### WHAT NEEDS TO BE DONE
Copy out the lines that have "React" in them.
------ ENTRIES SUPPLIED ------
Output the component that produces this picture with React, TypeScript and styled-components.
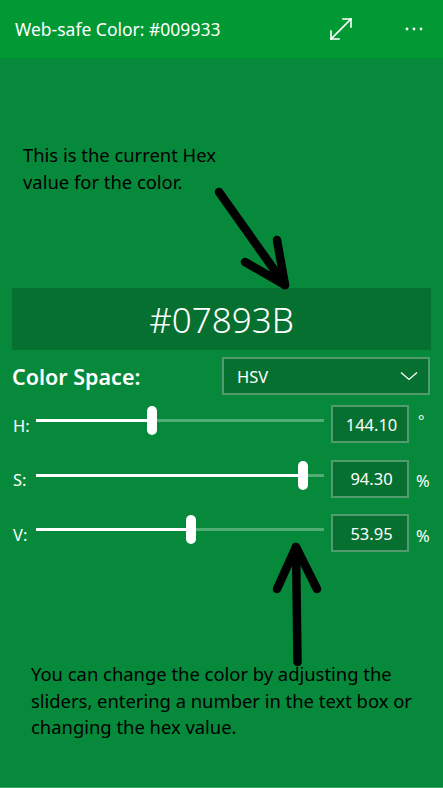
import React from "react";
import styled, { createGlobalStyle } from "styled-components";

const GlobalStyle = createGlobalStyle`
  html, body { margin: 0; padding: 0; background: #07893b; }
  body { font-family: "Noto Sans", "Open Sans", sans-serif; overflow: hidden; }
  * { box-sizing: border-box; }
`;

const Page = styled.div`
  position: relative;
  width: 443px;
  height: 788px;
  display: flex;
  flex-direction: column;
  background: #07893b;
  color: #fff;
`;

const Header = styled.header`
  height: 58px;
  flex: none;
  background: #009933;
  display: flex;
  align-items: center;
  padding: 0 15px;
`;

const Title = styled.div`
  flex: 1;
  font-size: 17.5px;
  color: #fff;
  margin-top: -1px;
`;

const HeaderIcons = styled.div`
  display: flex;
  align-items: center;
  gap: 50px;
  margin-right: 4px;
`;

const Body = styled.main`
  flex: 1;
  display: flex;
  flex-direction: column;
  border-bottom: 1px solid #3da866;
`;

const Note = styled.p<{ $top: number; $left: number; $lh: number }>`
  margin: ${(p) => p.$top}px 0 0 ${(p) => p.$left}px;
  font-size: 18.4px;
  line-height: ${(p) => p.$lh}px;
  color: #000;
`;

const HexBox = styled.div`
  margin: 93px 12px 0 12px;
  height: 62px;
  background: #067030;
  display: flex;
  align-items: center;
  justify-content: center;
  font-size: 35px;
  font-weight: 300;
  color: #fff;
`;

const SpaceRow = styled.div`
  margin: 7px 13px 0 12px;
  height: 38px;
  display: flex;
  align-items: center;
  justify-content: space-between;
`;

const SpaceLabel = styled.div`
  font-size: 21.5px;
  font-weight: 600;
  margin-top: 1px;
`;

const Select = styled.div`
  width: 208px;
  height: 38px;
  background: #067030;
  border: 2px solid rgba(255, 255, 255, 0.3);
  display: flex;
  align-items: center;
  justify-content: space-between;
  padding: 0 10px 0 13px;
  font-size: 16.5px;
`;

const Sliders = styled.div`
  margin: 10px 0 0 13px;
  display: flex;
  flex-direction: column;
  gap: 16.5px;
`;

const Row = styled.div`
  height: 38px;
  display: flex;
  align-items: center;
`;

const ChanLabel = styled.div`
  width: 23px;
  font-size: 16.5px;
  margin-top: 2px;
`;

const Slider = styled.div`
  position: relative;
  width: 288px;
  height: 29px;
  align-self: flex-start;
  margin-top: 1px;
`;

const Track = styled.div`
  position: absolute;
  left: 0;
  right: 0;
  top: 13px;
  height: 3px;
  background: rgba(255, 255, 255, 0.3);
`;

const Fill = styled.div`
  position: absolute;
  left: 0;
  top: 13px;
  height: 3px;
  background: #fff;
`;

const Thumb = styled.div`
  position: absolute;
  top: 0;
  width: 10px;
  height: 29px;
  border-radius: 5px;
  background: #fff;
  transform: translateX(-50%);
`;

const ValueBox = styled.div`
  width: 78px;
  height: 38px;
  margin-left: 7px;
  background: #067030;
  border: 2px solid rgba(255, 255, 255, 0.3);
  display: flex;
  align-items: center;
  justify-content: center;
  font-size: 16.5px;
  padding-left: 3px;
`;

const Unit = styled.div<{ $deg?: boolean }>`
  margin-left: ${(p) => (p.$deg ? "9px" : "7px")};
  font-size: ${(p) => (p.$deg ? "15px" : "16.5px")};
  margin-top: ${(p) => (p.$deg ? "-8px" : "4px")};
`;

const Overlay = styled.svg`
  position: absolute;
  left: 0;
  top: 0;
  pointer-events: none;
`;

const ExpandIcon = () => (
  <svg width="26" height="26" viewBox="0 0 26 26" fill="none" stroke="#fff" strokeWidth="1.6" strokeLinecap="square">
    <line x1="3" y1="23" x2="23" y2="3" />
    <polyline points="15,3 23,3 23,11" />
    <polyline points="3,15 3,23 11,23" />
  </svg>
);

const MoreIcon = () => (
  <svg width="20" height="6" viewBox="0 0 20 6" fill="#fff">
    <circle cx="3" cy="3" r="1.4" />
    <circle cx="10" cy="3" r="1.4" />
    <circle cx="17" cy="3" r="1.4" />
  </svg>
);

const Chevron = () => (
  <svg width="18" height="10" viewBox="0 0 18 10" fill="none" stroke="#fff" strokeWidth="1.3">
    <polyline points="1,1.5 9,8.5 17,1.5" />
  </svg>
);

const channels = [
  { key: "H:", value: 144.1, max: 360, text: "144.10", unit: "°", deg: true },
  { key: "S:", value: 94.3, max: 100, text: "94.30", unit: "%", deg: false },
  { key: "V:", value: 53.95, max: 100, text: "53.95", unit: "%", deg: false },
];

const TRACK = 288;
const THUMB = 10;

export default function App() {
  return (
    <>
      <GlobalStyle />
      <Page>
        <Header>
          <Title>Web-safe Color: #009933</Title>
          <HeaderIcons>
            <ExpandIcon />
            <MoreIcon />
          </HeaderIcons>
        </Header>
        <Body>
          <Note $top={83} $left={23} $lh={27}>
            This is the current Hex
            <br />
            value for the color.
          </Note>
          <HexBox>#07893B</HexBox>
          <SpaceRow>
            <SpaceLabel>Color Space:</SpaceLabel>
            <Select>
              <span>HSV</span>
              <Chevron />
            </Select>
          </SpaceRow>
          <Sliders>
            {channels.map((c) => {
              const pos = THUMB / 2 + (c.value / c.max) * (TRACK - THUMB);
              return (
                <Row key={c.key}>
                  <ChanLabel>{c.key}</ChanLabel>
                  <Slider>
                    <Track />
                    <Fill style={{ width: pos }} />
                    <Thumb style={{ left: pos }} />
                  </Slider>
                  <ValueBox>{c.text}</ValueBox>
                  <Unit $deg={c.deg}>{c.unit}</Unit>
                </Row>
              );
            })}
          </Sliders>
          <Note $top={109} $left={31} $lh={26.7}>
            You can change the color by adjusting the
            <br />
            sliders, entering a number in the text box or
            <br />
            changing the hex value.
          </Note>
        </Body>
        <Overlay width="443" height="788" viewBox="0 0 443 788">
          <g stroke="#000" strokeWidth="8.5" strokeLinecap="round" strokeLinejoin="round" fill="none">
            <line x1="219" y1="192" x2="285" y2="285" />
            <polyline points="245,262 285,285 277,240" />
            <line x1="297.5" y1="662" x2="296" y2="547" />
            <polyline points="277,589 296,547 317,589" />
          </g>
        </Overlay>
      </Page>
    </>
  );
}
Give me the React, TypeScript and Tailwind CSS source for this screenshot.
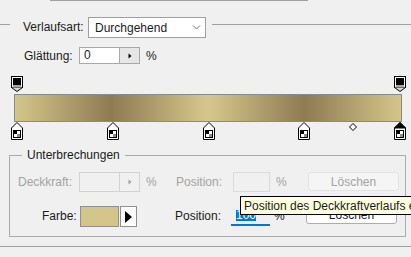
------
### RESPONSE TO THE TASK
Output the component that produces this picture with React, TypeScript and styled-components.
import React from "react";
Give me the React, TypeScript and Tailwind CSS source for this screenshot.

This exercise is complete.